## begin Collected material

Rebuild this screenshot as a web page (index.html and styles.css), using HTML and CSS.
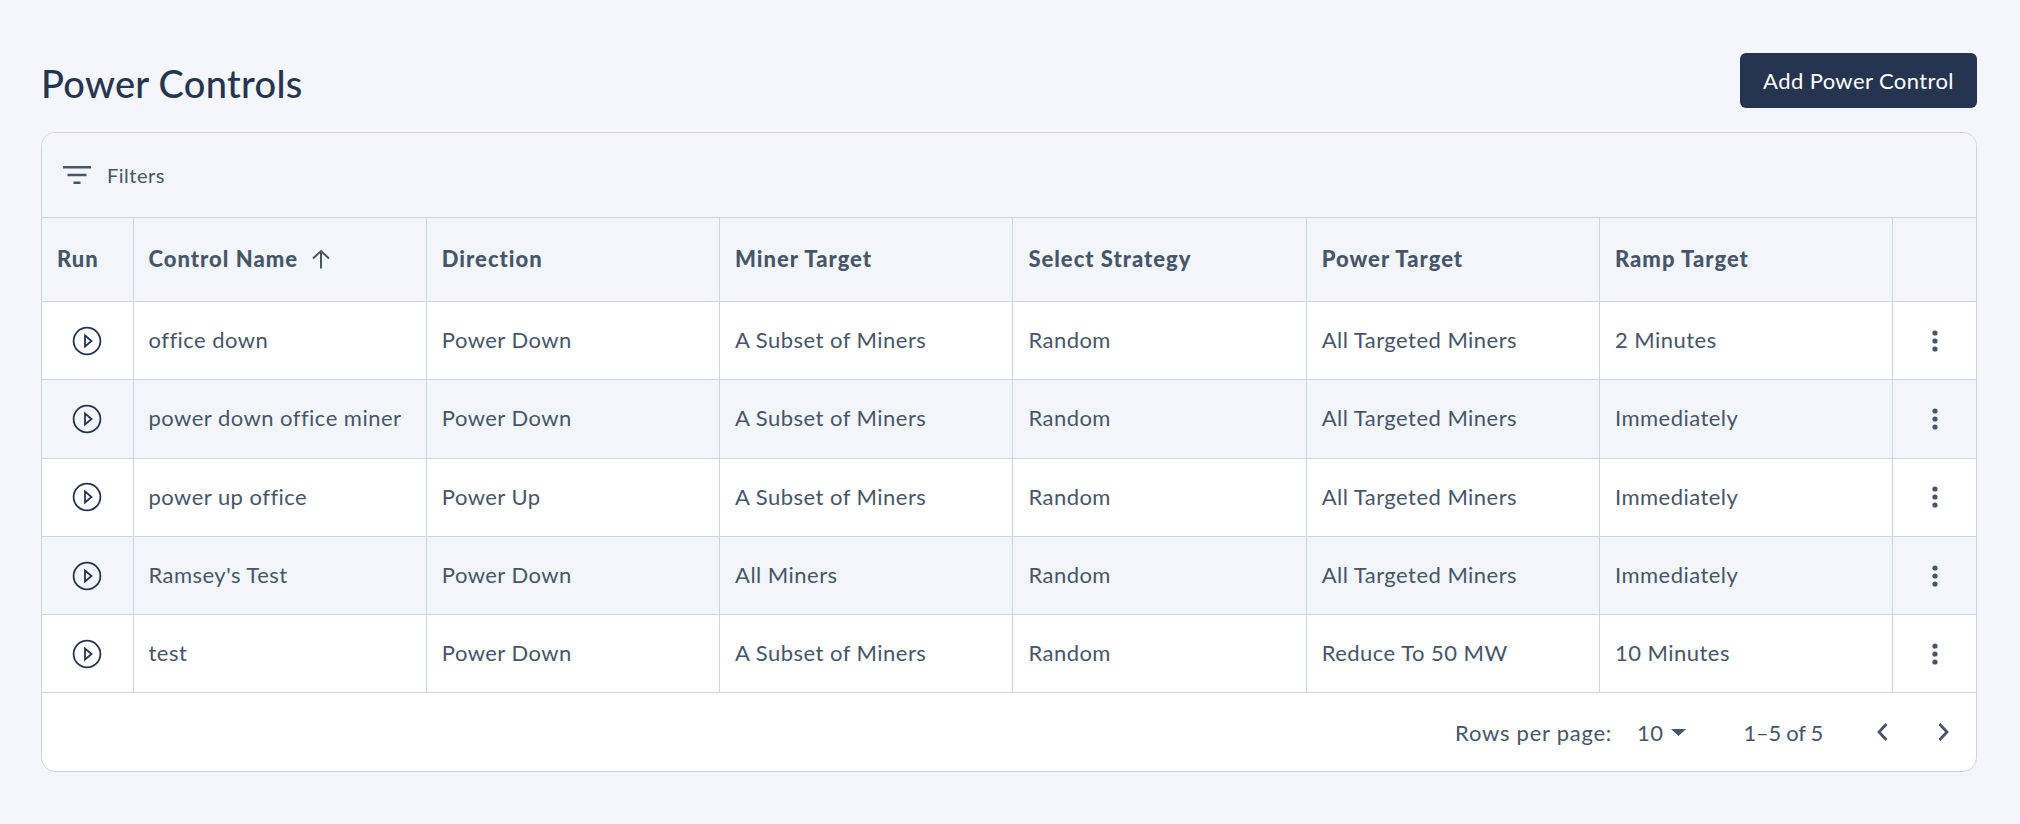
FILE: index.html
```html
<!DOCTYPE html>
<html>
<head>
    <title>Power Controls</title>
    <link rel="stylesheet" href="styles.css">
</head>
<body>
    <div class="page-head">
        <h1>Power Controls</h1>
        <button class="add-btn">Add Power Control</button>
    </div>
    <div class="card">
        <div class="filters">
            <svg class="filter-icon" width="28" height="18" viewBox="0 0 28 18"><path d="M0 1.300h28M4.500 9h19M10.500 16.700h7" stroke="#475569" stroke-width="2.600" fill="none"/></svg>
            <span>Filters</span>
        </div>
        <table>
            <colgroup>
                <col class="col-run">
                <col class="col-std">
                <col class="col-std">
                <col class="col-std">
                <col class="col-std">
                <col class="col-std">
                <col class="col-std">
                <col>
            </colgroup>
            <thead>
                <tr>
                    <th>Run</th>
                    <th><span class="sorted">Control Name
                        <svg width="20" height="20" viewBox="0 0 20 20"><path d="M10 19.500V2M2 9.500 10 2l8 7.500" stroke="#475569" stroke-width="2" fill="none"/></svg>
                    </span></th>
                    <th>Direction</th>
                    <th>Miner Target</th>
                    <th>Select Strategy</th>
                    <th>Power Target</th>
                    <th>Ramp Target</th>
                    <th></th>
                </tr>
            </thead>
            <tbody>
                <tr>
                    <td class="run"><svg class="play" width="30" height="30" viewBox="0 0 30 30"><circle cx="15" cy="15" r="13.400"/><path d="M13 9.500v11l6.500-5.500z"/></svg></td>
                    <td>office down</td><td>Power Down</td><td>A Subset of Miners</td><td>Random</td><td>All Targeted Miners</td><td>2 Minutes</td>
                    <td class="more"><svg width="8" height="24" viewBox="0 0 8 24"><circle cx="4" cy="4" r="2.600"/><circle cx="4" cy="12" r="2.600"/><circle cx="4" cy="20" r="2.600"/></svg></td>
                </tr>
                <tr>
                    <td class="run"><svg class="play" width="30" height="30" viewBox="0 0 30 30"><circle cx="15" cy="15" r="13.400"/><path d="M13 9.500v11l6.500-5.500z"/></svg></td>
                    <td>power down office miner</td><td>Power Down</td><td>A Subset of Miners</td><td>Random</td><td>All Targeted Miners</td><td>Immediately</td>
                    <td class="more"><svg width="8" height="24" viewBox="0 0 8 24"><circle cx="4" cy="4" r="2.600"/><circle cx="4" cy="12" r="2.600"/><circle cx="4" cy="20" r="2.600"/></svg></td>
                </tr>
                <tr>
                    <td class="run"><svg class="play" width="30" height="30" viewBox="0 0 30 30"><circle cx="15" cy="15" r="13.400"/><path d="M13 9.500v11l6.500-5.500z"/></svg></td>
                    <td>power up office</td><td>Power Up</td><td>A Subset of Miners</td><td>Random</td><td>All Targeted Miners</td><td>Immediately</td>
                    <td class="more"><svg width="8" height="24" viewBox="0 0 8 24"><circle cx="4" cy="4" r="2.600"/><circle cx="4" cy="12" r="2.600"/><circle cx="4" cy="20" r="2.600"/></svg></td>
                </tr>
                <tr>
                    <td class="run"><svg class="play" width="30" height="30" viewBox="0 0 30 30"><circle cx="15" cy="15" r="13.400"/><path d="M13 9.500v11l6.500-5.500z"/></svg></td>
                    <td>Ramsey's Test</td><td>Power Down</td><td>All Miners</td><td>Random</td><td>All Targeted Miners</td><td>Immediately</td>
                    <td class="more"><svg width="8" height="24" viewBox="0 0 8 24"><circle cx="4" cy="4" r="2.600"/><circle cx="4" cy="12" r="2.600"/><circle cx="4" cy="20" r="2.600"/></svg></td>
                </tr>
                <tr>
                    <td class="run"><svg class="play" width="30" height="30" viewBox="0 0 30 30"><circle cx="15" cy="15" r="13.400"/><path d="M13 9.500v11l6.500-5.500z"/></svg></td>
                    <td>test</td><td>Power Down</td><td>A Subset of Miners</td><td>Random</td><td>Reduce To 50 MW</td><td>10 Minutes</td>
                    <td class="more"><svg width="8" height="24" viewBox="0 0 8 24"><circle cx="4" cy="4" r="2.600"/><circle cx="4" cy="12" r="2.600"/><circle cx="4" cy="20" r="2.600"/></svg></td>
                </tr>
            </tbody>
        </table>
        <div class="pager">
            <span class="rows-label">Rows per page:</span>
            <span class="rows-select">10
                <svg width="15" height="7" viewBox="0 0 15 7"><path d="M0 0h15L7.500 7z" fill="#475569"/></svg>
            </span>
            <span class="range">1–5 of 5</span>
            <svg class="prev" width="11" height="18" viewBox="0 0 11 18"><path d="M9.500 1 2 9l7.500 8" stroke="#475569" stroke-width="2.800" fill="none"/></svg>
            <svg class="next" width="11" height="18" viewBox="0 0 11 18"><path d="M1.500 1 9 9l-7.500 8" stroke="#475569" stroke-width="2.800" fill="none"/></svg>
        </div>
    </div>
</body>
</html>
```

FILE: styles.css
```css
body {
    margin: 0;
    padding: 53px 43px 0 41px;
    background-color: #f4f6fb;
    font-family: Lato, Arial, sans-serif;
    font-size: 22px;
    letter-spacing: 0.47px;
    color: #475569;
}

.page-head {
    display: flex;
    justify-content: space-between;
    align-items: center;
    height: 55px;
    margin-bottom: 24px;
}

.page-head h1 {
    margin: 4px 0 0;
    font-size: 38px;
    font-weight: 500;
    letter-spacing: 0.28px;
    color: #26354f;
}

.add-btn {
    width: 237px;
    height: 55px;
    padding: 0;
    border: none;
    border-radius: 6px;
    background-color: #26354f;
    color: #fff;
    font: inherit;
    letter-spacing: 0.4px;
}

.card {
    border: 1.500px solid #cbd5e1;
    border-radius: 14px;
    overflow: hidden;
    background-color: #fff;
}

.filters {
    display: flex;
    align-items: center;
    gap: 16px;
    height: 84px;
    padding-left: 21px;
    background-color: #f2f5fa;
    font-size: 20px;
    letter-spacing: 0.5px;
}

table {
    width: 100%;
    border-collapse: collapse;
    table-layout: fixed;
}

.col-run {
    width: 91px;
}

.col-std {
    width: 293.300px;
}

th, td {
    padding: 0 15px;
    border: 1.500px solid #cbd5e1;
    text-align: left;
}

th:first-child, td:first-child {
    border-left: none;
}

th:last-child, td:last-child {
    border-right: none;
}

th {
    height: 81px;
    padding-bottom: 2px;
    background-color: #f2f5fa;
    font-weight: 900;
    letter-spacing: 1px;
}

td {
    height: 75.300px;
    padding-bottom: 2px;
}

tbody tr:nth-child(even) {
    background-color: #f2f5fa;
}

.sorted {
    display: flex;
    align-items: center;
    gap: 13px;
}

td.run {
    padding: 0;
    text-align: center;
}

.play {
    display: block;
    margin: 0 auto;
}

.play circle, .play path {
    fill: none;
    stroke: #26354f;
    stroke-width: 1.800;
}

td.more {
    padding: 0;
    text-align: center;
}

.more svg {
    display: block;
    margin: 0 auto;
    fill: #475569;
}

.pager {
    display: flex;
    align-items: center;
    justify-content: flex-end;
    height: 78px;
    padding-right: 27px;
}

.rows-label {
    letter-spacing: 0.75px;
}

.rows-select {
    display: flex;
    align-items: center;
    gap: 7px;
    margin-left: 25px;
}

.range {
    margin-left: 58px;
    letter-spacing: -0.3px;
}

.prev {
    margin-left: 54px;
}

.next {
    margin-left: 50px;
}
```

## end Collected material

Short problem
Copy each line exactly, and leave the pictures out of your copy.

Exercise answer
Rebuild this screenshot as a web page (index.html and styles.css), using HTML and CSS.
FILE: index.html
```html
<!DOCTYPE html>
<html>
<head>
    <title>Power Controls</title>
    <link rel="stylesheet" href="styles.css">
</head>
<body>
    <div class="page-head">
        <h1>Power Controls</h1>
        <button class="add-btn">Add Power Control</button>
    </div>
    <div class="card">
        <div class="filters">
            <svg class="filter-icon" width="28" height="18" viewBox="0 0 28 18"><path d="M0 1.300h28M4.500 9h19M10.500 16.700h7" stroke="#475569" stroke-width="2.600" fill="none"/></svg>
            <span>Filters</span>
        </div>
        <table>
            <colgroup>
                <col class="col-run">
                <col class="col-std">
                <col class="col-std">
                <col class="col-std">
                <col class="col-std">
                <col class="col-std">
                <col class="col-std">
                <col>
            </colgroup>
            <thead>
                <tr>
                    <th>Run</th>
                    <th><span class="sorted">Control Name
                        <svg width="20" height="20" viewBox="0 0 20 20"><path d="M10 19.500V2M2 9.500 10 2l8 7.500" stroke="#475569" stroke-width="2" fill="none"/></svg>
                    </span></th>
                    <th>Direction</th>
                    <th>Miner Target</th>
                    <th>Select Strategy</th>
                    <th>Power Target</th>
                    <th>Ramp Target</th>
                    <th></th>
                </tr>
            </thead>
            <tbody>
                <tr>
                    <td class="run"><svg class="play" width="30" height="30" viewBox="0 0 30 30"><circle cx="15" cy="15" r="13.400"/><path d="M13 9.500v11l6.500-5.500z"/></svg></td>
                    <td>office down</td><td>Power Down</td><td>A Subset of Miners</td><td>Random</td><td>All Targeted Miners</td><td>2 Minutes</td>
                    <td class="more"><svg width="8" height="24" viewBox="0 0 8 24"><circle cx="4" cy="4" r="2.600"/><circle cx="4" cy="12" r="2.600"/><circle cx="4" cy="20" r="2.600"/></svg></td>
                </tr>
                <tr>
                    <td class="run"><svg class="play" width="30" height="30" viewBox="0 0 30 30"><circle cx="15" cy="15" r="13.400"/><path d="M13 9.500v11l6.500-5.500z"/></svg></td>
                    <td>power down office miner</td><td>Power Down</td><td>A Subset of Miners</td><td>Random</td><td>All Targeted Miners</td><td>Immediately</td>
                    <td class="more"><svg width="8" height="24" viewBox="0 0 8 24"><circle cx="4" cy="4" r="2.600"/><circle cx="4" cy="12" r="2.600"/><circle cx="4" cy="20" r="2.600"/></svg></td>
                </tr>
                <tr>
                    <td class="run"><svg class="play" width="30" height="30" viewBox="0 0 30 30"><circle cx="15" cy="15" r="13.400"/><path d="M13 9.500v11l6.500-5.500z"/></svg></td>
                    <td>power up office</td><td>Power Up</td><td>A Subset of Miners</td><td>Random</td><td>All Targeted Miners</td><td>Immediately</td>
                    <td class="more"><svg width="8" height="24" viewBox="0 0 8 24"><circle cx="4" cy="4" r="2.600"/><circle cx="4" cy="12" r="2.600"/><circle cx="4" cy="20" r="2.600"/></svg></td>
                </tr>
                <tr>
                    <td class="run"><svg class="play" width="30" height="30" viewBox="0 0 30 30"><circle cx="15" cy="15" r="13.400"/><path d="M13 9.500v11l6.500-5.500z"/></svg></td>
                    <td>Ramsey's Test</td><td>Power Down</td><td>All Miners</td><td>Random</td><td>All Targeted Miners</td><td>Immediately</td>
                    <td class="more"><svg width="8" height="24" viewBox="0 0 8 24"><circle cx="4" cy="4" r="2.600"/><circle cx="4" cy="12" r="2.600"/><circle cx="4" cy="20" r="2.600"/></svg></td>
                </tr>
                <tr>
                    <td class="run"><svg class="play" width="30" height="30" viewBox="0 0 30 30"><circle cx="15" cy="15" r="13.400"/><path d="M13 9.500v11l6.500-5.500z"/></svg></td>
                    <td>test</td><td>Power Down</td><td>A Subset of Miners</td><td>Random</td><td>Reduce To 50 MW</td><td>10 Minutes</td>
                    <td class="more"><svg width="8" height="24" viewBox="0 0 8 24"><circle cx="4" cy="4" r="2.600"/><circle cx="4" cy="12" r="2.600"/><circle cx="4" cy="20" r="2.600"/></svg></td>
                </tr>
            </tbody>
        </table>
        <div class="pager">
            <span class="rows-label">Rows per page:</span>
            <span class="rows-select">10
                <svg width="15" height="7" viewBox="0 0 15 7"><path d="M0 0h15L7.500 7z" fill="#475569"/></svg>
            </span>
            <span class="range">1–5 of 5</span>
            <svg class="prev" width="11" height="18" viewBox="0 0 11 18"><path d="M9.500 1 2 9l7.500 8" stroke="#475569" stroke-width="2.800" fill="none"/></svg>
            <svg class="next" width="11" height="18" viewBox="0 0 11 18"><path d="M1.500 1 9 9l-7.500 8" stroke="#475569" stroke-width="2.800" fill="none"/></svg>
        </div>
    </div>
</body>
</html>
```

FILE: styles.css
```css
body {
    margin: 0;
    padding: 53px 43px 0 41px;
    background-color: #f4f6fb;
    font-family: Lato, Arial, sans-serif;
    font-size: 22px;
    letter-spacing: 0.47px;
    color: #475569;
}

.page-head {
    display: flex;
    justify-content: space-between;
    align-items: center;
    height: 55px;
    margin-bottom: 24px;
}

.page-head h1 {
    margin: 4px 0 0;
    font-size: 38px;
    font-weight: 500;
    letter-spacing: 0.28px;
    color: #26354f;
}

.add-btn {
    width: 237px;
    height: 55px;
    padding: 0;
    border: none;
    border-radius: 6px;
    background-color: #26354f;
    color: #fff;
    font: inherit;
    letter-spacing: 0.4px;
}

.card {
    border: 1.500px solid #cbd5e1;
    border-radius: 14px;
    overflow: hidden;
    background-color: #fff;
}

.filters {
    display: flex;
    align-items: center;
    gap: 16px;
    height: 84px;
    padding-left: 21px;
    background-color: #f2f5fa;
    font-size: 20px;
    letter-spacing: 0.5px;
}

table {
    width: 100%;
    border-collapse: collapse;
    table-layout: fixed;
}

.col-run {
    width: 91px;
}

.col-std {
    width: 293.300px;
}

th, td {
    padding: 0 15px;
    border: 1.500px solid #cbd5e1;
    text-align: left;
}

th:first-child, td:first-child {
    border-left: none;
}

th:last-child, td:last-child {
    border-right: none;
}

th {
    height: 81px;
    padding-bottom: 2px;
    background-color: #f2f5fa;
    font-weight: 900;
    letter-spacing: 1px;
}

td {
    height: 75.300px;
    padding-bottom: 2px;
}

tbody tr:nth-child(even) {
    background-color: #f2f5fa;
}

.sorted {
    display: flex;
    align-items: center;
    gap: 13px;
}

td.run {
    padding: 0;
    text-align: center;
}

.play {
    display: block;
    margin: 0 auto;
}

.play circle, .play path {
    fill: none;
    stroke: #26354f;
    stroke-width: 1.800;
}

td.more {
    padding: 0;
    text-align: center;
}

.more svg {
    display: block;
    margin: 0 auto;
    fill: #475569;
}

.pager {
    display: flex;
    align-items: center;
    justify-content: flex-end;
    height: 78px;
    padding-right: 27px;
}

.rows-label {
    letter-spacing: 0.75px;
}

.rows-select {
    display: flex;
    align-items: center;
    gap: 7px;
    margin-left: 25px;
}

.range {
    margin-left: 58px;
    letter-spacing: -0.3px;
}

.prev {
    margin-left: 54px;
}

.next {
    margin-left: 50px;
}
```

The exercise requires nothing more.